==== RECORD EXTRACTS

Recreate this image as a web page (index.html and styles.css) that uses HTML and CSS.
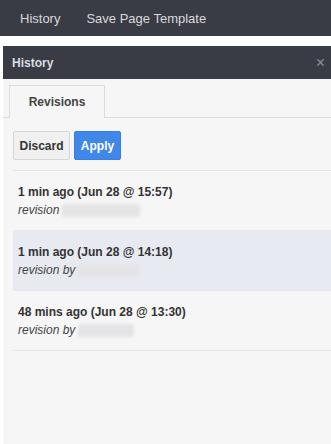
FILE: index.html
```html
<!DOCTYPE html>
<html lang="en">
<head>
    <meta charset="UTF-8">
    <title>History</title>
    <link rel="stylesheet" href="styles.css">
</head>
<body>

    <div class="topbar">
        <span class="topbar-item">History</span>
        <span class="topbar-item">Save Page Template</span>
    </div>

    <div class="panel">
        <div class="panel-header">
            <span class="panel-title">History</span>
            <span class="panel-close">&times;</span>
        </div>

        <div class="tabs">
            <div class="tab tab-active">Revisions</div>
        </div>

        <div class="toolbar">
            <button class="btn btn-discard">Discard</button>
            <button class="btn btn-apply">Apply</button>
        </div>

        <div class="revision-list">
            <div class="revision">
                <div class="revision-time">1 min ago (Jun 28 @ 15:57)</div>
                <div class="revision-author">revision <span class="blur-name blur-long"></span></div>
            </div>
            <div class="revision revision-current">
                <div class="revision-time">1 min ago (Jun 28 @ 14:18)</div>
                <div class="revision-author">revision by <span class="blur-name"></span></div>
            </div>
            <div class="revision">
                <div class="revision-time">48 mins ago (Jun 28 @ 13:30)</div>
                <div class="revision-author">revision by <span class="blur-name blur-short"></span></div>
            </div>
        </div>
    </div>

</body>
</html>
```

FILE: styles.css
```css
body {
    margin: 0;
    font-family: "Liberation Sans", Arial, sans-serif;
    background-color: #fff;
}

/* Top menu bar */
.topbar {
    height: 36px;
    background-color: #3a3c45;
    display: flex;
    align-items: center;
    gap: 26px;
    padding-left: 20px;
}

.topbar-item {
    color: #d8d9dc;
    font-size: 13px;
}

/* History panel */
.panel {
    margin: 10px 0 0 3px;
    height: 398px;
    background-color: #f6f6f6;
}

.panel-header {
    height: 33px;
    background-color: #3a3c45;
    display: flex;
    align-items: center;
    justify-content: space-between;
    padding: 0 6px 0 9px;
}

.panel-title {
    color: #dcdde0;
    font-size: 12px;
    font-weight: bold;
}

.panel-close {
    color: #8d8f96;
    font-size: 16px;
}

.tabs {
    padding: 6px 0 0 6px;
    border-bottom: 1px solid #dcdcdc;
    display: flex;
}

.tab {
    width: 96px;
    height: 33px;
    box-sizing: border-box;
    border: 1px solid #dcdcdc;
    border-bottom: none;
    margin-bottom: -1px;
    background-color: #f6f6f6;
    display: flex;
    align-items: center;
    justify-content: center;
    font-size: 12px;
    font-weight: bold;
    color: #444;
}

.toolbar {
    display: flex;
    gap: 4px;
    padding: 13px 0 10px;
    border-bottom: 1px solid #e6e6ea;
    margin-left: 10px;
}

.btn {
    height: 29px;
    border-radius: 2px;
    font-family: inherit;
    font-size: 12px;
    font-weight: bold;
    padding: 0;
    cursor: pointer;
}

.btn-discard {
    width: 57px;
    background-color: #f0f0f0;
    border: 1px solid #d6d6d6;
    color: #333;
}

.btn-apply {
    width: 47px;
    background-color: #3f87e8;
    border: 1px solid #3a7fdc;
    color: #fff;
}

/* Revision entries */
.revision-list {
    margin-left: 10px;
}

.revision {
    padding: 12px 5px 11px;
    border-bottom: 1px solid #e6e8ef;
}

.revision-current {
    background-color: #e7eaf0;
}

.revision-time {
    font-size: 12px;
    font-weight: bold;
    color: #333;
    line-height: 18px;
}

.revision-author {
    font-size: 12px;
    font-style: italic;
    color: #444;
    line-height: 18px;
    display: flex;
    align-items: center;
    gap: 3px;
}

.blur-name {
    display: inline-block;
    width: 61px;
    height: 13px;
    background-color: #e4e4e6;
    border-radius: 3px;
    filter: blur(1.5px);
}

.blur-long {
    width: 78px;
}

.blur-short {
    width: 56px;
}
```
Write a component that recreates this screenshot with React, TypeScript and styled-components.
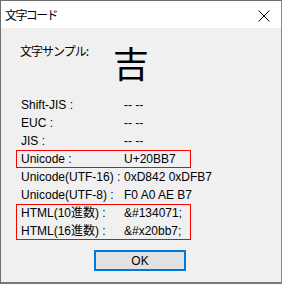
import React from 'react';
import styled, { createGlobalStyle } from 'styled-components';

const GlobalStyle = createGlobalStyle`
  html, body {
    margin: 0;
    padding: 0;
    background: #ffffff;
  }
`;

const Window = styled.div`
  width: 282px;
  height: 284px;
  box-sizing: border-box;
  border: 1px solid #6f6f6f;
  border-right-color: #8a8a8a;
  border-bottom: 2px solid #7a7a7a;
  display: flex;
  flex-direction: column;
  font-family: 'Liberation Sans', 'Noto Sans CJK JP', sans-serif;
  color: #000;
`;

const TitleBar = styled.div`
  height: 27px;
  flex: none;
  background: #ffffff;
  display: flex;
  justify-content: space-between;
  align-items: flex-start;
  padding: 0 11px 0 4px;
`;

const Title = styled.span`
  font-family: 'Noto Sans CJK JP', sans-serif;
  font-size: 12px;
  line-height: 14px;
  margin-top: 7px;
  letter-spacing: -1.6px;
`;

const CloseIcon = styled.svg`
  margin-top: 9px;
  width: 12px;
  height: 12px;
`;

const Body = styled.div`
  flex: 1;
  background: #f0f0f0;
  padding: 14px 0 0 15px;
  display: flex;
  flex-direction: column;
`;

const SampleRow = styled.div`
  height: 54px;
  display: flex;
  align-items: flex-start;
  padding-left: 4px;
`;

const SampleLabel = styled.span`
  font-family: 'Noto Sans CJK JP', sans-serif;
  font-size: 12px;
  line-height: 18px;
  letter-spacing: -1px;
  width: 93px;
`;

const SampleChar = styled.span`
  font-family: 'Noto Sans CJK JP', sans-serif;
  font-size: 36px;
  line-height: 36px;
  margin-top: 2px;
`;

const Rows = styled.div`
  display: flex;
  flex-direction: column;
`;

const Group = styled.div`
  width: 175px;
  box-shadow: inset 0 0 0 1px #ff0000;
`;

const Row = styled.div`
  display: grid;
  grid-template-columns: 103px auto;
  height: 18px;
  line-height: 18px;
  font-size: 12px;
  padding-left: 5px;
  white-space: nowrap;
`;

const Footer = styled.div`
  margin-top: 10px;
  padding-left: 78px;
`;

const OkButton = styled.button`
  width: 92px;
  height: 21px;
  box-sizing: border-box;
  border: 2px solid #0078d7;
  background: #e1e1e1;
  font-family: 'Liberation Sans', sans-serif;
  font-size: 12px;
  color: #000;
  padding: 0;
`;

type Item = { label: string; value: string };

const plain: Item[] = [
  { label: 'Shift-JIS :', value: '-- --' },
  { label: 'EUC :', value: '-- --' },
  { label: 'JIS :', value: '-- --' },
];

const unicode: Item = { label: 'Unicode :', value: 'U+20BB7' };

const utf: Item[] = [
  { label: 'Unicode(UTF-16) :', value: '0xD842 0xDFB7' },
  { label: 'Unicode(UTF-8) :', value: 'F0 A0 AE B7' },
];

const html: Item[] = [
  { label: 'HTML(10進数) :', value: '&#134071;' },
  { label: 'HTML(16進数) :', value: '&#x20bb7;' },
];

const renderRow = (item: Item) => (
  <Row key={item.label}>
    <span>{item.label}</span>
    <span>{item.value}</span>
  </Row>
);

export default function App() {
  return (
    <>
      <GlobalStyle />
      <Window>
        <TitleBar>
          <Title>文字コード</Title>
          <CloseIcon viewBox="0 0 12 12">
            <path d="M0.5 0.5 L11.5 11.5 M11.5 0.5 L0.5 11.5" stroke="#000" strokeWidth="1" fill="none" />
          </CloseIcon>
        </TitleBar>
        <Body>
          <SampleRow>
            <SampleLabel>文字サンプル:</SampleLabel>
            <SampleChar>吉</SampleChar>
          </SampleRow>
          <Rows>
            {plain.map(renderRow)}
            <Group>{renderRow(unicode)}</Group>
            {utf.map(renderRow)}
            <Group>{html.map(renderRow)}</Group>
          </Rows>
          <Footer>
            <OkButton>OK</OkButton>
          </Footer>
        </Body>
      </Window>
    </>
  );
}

========

### SHORT PROBLEM
Reproduce all of the entries word for word, skipping any pictures they hold.

### TASK OUTPUT
Recreate this image as a web page (index.html and styles.css) that uses HTML and CSS.
FILE: index.html
```html
<!DOCTYPE html>
<html lang="en">
<head>
    <meta charset="UTF-8">
    <title>History</title>
    <link rel="stylesheet" href="styles.css">
</head>
<body>

    <div class="topbar">
        <span class="topbar-item">History</span>
        <span class="topbar-item">Save Page Template</span>
    </div>

    <div class="panel">
        <div class="panel-header">
            <span class="panel-title">History</span>
            <span class="panel-close">&times;</span>
        </div>

        <div class="tabs">
            <div class="tab tab-active">Revisions</div>
        </div>

        <div class="toolbar">
            <button class="btn btn-discard">Discard</button>
            <button class="btn btn-apply">Apply</button>
        </div>

        <div class="revision-list">
            <div class="revision">
                <div class="revision-time">1 min ago (Jun 28 @ 15:57)</div>
                <div class="revision-author">revision <span class="blur-name blur-long"></span></div>
            </div>
            <div class="revision revision-current">
                <div class="revision-time">1 min ago (Jun 28 @ 14:18)</div>
                <div class="revision-author">revision by <span class="blur-name"></span></div>
            </div>
            <div class="revision">
                <div class="revision-time">48 mins ago (Jun 28 @ 13:30)</div>
                <div class="revision-author">revision by <span class="blur-name blur-short"></span></div>
            </div>
        </div>
    </div>

</body>
</html>
```

FILE: styles.css
```css
body {
    margin: 0;
    font-family: "Liberation Sans", Arial, sans-serif;
    background-color: #fff;
}

/* Top menu bar */
.topbar {
    height: 36px;
    background-color: #3a3c45;
    display: flex;
    align-items: center;
    gap: 26px;
    padding-left: 20px;
}

.topbar-item {
    color: #d8d9dc;
    font-size: 13px;
}

/* History panel */
.panel {
    margin: 10px 0 0 3px;
    height: 398px;
    background-color: #f6f6f6;
}

.panel-header {
    height: 33px;
    background-color: #3a3c45;
    display: flex;
    align-items: center;
    justify-content: space-between;
    padding: 0 6px 0 9px;
}

.panel-title {
    color: #dcdde0;
    font-size: 12px;
    font-weight: bold;
}

.panel-close {
    color: #8d8f96;
    font-size: 16px;
}

.tabs {
    padding: 6px 0 0 6px;
    border-bottom: 1px solid #dcdcdc;
    display: flex;
}

.tab {
    width: 96px;
    height: 33px;
    box-sizing: border-box;
    border: 1px solid #dcdcdc;
    border-bottom: none;
    margin-bottom: -1px;
    background-color: #f6f6f6;
    display: flex;
    align-items: center;
    justify-content: center;
    font-size: 12px;
    font-weight: bold;
    color: #444;
}

.toolbar {
    display: flex;
    gap: 4px;
    padding: 13px 0 10px;
    border-bottom: 1px solid #e6e6ea;
    margin-left: 10px;
}

.btn {
    height: 29px;
    border-radius: 2px;
    font-family: inherit;
    font-size: 12px;
    font-weight: bold;
    padding: 0;
    cursor: pointer;
}

.btn-discard {
    width: 57px;
    background-color: #f0f0f0;
    border: 1px solid #d6d6d6;
    color: #333;
}

.btn-apply {
    width: 47px;
    background-color: #3f87e8;
    border: 1px solid #3a7fdc;
    color: #fff;
}

/* Revision entries */
.revision-list {
    margin-left: 10px;
}

.revision {
    padding: 12px 5px 11px;
    border-bottom: 1px solid #e6e8ef;
}

.revision-current {
    background-color: #e7eaf0;
}

.revision-time {
    font-size: 12px;
    font-weight: bold;
    color: #333;
    line-height: 18px;
}

.revision-author {
    font-size: 12px;
    font-style: italic;
    color: #444;
    line-height: 18px;
    display: flex;
    align-items: center;
    gap: 3px;
}

.blur-name {
    display: inline-block;
    width: 61px;
    height: 13px;
    background-color: #e4e4e6;
    border-radius: 3px;
    filter: blur(1.5px);
}

.blur-long {
    width: 78px;
}

.blur-short {
    width: 56px;
}
```
Write a component that recreates this screenshot with React, TypeScript and styled-components.
import React from 'react';
import styled, { createGlobalStyle } from 'styled-components';

const GlobalStyle = createGlobalStyle`
  html, body {
    margin: 0;
    padding: 0;
    background: #ffffff;
  }
`;

const Window = styled.div`
  width: 282px;
  height: 284px;
  box-sizing: border-box;
  border: 1px solid #6f6f6f;
  border-right-color: #8a8a8a;
  border-bottom: 2px solid #7a7a7a;
  display: flex;
  flex-direction: column;
  font-family: 'Liberation Sans', 'Noto Sans CJK JP', sans-serif;
  color: #000;
`;

const TitleBar = styled.div`
  height: 27px;
  flex: none;
  background: #ffffff;
  display: flex;
  justify-content: space-between;
  align-items: flex-start;
  padding: 0 11px 0 4px;
`;

const Title = styled.span`
  font-family: 'Noto Sans CJK JP', sans-serif;
  font-size: 12px;
  line-height: 14px;
  margin-top: 7px;
  letter-spacing: -1.6px;
`;

const CloseIcon = styled.svg`
  margin-top: 9px;
  width: 12px;
  height: 12px;
`;

const Body = styled.div`
  flex: 1;
  background: #f0f0f0;
  padding: 14px 0 0 15px;
  display: flex;
  flex-direction: column;
`;

const SampleRow = styled.div`
  height: 54px;
  display: flex;
  align-items: flex-start;
  padding-left: 4px;
`;

const SampleLabel = styled.span`
  font-family: 'Noto Sans CJK JP', sans-serif;
  font-size: 12px;
  line-height: 18px;
  letter-spacing: -1px;
  width: 93px;
`;

const SampleChar = styled.span`
  font-family: 'Noto Sans CJK JP', sans-serif;
  font-size: 36px;
  line-height: 36px;
  margin-top: 2px;
`;

const Rows = styled.div`
  display: flex;
  flex-direction: column;
`;

const Group = styled.div`
  width: 175px;
  box-shadow: inset 0 0 0 1px #ff0000;
`;

const Row = styled.div`
  display: grid;
  grid-template-columns: 103px auto;
  height: 18px;
  line-height: 18px;
  font-size: 12px;
  padding-left: 5px;
  white-space: nowrap;
`;

const Footer = styled.div`
  margin-top: 10px;
  padding-left: 78px;
`;

const OkButton = styled.button`
  width: 92px;
  height: 21px;
  box-sizing: border-box;
  border: 2px solid #0078d7;
  background: #e1e1e1;
  font-family: 'Liberation Sans', sans-serif;
  font-size: 12px;
  color: #000;
  padding: 0;
`;

type Item = { label: string; value: string };

const plain: Item[] = [
  { label: 'Shift-JIS :', value: '-- --' },
  { label: 'EUC :', value: '-- --' },
  { label: 'JIS :', value: '-- --' },
];

const unicode: Item = { label: 'Unicode :', value: 'U+20BB7' };

const utf: Item[] = [
  { label: 'Unicode(UTF-16) :', value: '0xD842 0xDFB7' },
  { label: 'Unicode(UTF-8) :', value: 'F0 A0 AE B7' },
];

const html: Item[] = [
  { label: 'HTML(10進数) :', value: '&#134071;' },
  { label: 'HTML(16進数) :', value: '&#x20bb7;' },
];

const renderRow = (item: Item) => (
  <Row key={item.label}>
    <span>{item.label}</span>
    <span>{item.value}</span>
  </Row>
);

export default function App() {
  return (
    <>
      <GlobalStyle />
      <Window>
        <TitleBar>
          <Title>文字コード</Title>
          <CloseIcon viewBox="0 0 12 12">
            <path d="M0.5 0.5 L11.5 11.5 M11.5 0.5 L0.5 11.5" stroke="#000" strokeWidth="1" fill="none" />
          </CloseIcon>
        </TitleBar>
        <Body>
          <SampleRow>
            <SampleLabel>文字サンプル:</SampleLabel>
            <SampleChar>吉</SampleChar>
          </SampleRow>
          <Rows>
            {plain.map(renderRow)}
            <Group>{renderRow(unicode)}</Group>
            {utf.map(renderRow)}
            <Group>{html.map(renderRow)}</Group>
          </Rows>
          <Footer>
            <OkButton>OK</OkButton>
          </Footer>
        </Body>
      </Window>
    </>
  );
}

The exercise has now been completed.